* [What is needed]
Work out how many lines of the listing hold "styles", then state only that count.

==========

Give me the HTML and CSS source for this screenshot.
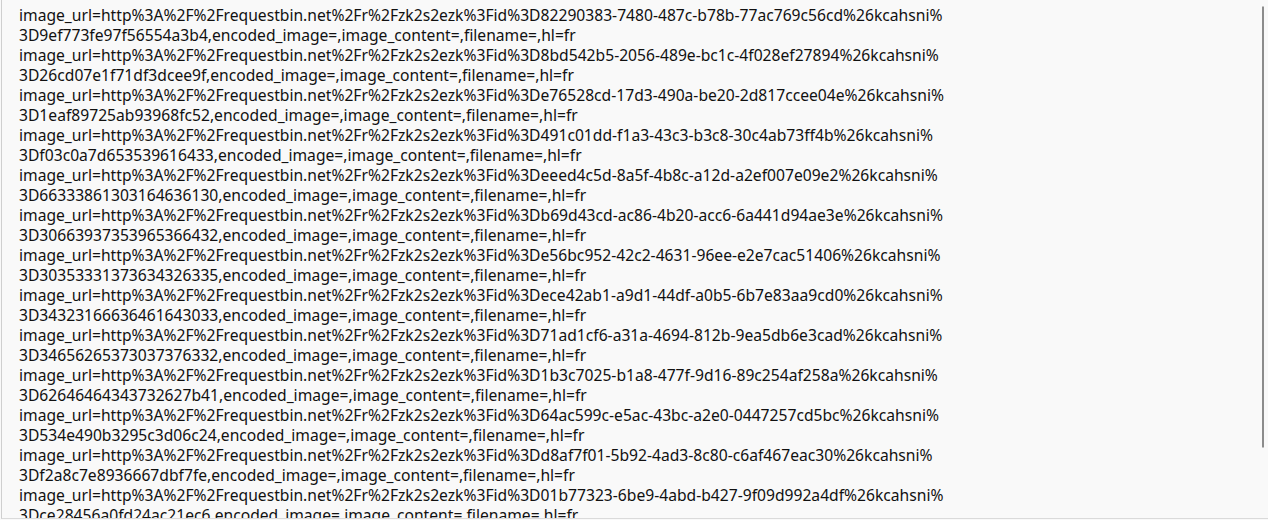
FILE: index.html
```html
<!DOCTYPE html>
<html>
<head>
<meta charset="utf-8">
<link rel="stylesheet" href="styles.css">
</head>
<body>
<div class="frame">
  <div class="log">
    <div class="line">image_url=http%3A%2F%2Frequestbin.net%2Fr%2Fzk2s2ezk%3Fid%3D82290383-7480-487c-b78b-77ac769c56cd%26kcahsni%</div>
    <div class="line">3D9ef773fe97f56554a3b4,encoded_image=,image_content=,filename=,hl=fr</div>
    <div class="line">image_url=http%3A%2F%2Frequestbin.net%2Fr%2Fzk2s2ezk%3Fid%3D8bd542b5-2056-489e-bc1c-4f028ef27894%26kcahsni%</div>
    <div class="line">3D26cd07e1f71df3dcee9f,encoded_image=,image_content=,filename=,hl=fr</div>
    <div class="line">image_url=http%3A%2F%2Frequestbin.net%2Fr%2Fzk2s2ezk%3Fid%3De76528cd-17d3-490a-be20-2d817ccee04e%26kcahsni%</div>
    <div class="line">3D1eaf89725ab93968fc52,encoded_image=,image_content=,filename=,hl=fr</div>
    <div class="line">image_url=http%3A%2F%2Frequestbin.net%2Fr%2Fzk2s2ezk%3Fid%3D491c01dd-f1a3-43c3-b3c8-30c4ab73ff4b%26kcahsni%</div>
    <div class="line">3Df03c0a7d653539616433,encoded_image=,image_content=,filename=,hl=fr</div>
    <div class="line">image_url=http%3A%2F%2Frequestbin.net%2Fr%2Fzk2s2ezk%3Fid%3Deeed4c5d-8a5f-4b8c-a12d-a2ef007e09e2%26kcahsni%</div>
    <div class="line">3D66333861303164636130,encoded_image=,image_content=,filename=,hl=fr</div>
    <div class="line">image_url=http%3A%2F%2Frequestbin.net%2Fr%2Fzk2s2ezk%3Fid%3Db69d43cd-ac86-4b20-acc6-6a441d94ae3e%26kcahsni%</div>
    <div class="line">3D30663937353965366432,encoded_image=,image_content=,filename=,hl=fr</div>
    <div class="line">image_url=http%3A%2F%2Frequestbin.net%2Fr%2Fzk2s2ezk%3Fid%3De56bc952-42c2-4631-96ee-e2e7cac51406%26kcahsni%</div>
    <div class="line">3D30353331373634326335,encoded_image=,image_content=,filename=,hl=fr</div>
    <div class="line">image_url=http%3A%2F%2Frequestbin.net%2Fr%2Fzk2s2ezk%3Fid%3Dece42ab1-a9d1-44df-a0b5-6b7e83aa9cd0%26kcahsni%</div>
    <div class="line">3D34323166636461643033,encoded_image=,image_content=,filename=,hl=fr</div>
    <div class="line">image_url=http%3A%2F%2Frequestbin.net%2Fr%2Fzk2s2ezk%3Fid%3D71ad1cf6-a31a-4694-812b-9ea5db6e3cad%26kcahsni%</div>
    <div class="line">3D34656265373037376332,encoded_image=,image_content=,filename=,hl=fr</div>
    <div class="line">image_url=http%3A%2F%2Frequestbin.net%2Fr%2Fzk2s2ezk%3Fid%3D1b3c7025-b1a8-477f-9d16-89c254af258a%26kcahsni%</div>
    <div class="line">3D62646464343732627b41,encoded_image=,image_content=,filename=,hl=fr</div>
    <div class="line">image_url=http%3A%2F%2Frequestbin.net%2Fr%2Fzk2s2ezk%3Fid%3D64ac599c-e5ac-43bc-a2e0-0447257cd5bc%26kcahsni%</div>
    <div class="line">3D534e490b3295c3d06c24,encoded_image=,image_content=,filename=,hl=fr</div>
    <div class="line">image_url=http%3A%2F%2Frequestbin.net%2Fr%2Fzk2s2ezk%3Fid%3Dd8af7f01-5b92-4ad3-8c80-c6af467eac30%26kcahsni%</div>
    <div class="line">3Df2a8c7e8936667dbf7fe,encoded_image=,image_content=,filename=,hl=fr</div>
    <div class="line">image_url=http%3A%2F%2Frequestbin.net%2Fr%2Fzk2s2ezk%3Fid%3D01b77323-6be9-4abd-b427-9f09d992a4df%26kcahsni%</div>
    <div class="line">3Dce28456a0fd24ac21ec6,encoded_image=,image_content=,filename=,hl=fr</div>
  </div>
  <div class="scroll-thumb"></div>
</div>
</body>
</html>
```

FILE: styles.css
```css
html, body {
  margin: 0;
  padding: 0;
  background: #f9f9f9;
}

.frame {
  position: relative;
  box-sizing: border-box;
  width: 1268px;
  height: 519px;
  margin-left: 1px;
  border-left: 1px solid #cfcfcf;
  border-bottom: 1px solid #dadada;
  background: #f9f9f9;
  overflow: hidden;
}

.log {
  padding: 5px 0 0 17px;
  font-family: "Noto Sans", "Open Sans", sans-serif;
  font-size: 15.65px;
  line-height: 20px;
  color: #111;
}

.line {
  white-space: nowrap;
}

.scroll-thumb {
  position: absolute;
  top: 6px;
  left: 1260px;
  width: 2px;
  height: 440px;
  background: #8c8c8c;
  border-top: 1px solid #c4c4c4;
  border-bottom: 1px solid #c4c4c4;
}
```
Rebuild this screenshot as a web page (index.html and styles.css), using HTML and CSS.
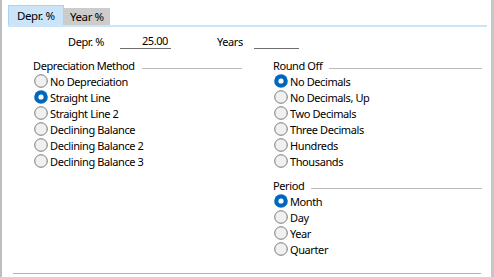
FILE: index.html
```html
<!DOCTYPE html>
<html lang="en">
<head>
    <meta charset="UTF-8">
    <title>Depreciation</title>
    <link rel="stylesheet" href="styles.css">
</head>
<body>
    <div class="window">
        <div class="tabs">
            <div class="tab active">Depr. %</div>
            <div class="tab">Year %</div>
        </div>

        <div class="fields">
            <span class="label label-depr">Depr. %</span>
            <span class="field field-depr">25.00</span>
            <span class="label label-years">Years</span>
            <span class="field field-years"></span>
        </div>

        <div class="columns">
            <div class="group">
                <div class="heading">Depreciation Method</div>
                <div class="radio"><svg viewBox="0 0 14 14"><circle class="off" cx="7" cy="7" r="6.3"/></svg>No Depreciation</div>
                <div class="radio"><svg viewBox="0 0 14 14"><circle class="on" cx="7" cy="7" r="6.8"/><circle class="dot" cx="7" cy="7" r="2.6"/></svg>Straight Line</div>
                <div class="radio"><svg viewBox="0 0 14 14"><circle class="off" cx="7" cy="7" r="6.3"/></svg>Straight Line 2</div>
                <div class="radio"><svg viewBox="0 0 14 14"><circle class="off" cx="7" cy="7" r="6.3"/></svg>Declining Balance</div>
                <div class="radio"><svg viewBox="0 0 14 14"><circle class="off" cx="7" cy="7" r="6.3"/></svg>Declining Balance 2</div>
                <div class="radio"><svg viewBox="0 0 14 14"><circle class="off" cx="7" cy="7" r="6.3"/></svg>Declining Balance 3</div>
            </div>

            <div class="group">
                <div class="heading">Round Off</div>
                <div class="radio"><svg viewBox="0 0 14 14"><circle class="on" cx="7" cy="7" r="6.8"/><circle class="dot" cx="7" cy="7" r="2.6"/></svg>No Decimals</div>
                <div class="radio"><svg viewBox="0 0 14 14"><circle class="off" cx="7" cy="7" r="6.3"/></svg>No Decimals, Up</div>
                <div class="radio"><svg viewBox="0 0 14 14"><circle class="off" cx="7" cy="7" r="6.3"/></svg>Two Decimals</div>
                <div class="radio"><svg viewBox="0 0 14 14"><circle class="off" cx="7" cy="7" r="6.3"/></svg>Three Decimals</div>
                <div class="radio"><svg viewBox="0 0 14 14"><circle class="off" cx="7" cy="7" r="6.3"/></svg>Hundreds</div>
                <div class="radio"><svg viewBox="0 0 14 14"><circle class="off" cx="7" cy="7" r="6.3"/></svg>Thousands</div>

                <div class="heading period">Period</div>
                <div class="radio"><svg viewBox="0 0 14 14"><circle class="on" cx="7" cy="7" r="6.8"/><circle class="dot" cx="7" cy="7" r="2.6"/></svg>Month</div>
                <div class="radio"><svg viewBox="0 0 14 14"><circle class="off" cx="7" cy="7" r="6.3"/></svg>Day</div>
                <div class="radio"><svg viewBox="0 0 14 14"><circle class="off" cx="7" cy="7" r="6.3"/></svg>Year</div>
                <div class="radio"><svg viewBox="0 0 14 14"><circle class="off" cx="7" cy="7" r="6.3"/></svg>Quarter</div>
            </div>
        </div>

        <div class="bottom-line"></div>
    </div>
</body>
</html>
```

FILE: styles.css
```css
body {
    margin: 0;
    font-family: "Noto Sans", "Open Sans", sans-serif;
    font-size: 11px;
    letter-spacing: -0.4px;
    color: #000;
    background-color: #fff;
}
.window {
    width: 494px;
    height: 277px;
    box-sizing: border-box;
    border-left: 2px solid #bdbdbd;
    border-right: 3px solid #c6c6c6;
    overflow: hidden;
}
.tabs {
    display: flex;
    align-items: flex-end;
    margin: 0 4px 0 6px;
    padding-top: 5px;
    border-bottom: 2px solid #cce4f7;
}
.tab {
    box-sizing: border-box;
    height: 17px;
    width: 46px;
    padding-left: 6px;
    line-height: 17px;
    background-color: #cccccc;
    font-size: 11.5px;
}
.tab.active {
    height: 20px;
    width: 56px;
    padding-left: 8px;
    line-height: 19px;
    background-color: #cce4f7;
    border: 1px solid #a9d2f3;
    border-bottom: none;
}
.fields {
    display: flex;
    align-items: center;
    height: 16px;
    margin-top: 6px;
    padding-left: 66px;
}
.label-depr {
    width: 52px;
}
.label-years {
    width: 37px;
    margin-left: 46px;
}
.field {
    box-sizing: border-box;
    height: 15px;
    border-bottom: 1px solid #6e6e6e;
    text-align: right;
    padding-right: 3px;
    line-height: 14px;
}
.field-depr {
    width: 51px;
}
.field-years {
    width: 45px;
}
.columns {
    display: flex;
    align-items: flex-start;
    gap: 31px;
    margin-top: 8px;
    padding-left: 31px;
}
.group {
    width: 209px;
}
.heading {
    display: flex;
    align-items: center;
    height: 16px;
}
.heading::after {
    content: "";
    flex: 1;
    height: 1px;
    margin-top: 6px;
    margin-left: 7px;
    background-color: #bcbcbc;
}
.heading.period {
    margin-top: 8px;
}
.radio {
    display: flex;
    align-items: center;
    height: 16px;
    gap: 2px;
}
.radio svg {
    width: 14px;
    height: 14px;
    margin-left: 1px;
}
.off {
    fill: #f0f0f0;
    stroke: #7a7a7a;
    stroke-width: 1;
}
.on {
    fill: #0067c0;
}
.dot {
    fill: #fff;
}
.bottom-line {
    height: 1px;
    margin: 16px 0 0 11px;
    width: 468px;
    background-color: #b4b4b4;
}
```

==========

* [Written reply]
5